**DATASET EXCERPT**:
--- --- ---

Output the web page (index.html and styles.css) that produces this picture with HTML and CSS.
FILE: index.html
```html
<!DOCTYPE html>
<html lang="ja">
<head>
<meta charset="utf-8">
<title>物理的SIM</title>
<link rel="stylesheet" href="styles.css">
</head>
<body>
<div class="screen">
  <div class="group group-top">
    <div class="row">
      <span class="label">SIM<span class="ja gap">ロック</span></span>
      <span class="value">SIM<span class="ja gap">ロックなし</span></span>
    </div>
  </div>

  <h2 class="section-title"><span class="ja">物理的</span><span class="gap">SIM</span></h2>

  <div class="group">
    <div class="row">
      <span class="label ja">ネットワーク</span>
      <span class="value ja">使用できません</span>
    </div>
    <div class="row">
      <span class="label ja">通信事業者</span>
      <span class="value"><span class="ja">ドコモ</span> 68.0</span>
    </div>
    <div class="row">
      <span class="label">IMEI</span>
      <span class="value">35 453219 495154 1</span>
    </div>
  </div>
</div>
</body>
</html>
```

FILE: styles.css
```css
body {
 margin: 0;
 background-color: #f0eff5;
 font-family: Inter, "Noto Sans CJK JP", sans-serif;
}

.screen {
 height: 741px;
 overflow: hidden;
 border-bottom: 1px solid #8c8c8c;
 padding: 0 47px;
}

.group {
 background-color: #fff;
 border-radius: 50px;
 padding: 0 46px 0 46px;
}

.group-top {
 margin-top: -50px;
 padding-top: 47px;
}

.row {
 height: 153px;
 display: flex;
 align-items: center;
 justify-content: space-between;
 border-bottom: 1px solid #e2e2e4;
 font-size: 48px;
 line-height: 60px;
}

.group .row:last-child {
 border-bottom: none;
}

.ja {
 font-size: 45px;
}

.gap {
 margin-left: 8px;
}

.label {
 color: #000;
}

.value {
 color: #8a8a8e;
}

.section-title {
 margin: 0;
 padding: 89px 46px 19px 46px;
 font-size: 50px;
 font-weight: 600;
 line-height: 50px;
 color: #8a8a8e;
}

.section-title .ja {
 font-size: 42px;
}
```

--- --- ---

**TASK PROMPT**:
Please restate the whole listing word for word.

**COMPLETE ANSWER**:
Output the web page (index.html and styles.css) that produces this picture with HTML and CSS.
FILE: index.html
```html
<!DOCTYPE html>
<html lang="ja">
<head>
<meta charset="utf-8">
<title>物理的SIM</title>
<link rel="stylesheet" href="styles.css">
</head>
<body>
<div class="screen">
  <div class="group group-top">
    <div class="row">
      <span class="label">SIM<span class="ja gap">ロック</span></span>
      <span class="value">SIM<span class="ja gap">ロックなし</span></span>
    </div>
  </div>

  <h2 class="section-title"><span class="ja">物理的</span><span class="gap">SIM</span></h2>

  <div class="group">
    <div class="row">
      <span class="label ja">ネットワーク</span>
      <span class="value ja">使用できません</span>
    </div>
    <div class="row">
      <span class="label ja">通信事業者</span>
      <span class="value"><span class="ja">ドコモ</span> 68.0</span>
    </div>
    <div class="row">
      <span class="label">IMEI</span>
      <span class="value">35 453219 495154 1</span>
    </div>
  </div>
</div>
</body>
</html>
```

FILE: styles.css
```css
body {
 margin: 0;
 background-color: #f0eff5;
 font-family: Inter, "Noto Sans CJK JP", sans-serif;
}

.screen {
 height: 741px;
 overflow: hidden;
 border-bottom: 1px solid #8c8c8c;
 padding: 0 47px;
}

.group {
 background-color: #fff;
 border-radius: 50px;
 padding: 0 46px 0 46px;
}

.group-top {
 margin-top: -50px;
 padding-top: 47px;
}

.row {
 height: 153px;
 display: flex;
 align-items: center;
 justify-content: space-between;
 border-bottom: 1px solid #e2e2e4;
 font-size: 48px;
 line-height: 60px;
}

.group .row:last-child {
 border-bottom: none;
}

.ja {
 font-size: 45px;
}

.gap {
 margin-left: 8px;
}

.label {
 color: #000;
}

.value {
 color: #8a8a8e;
}

.section-title {
 margin: 0;
 padding: 89px 46px 19px 46px;
 font-size: 50px;
 font-weight: 600;
 line-height: 50px;
 color: #8a8a8e;
}

.section-title .ja {
 font-size: 42px;
}
```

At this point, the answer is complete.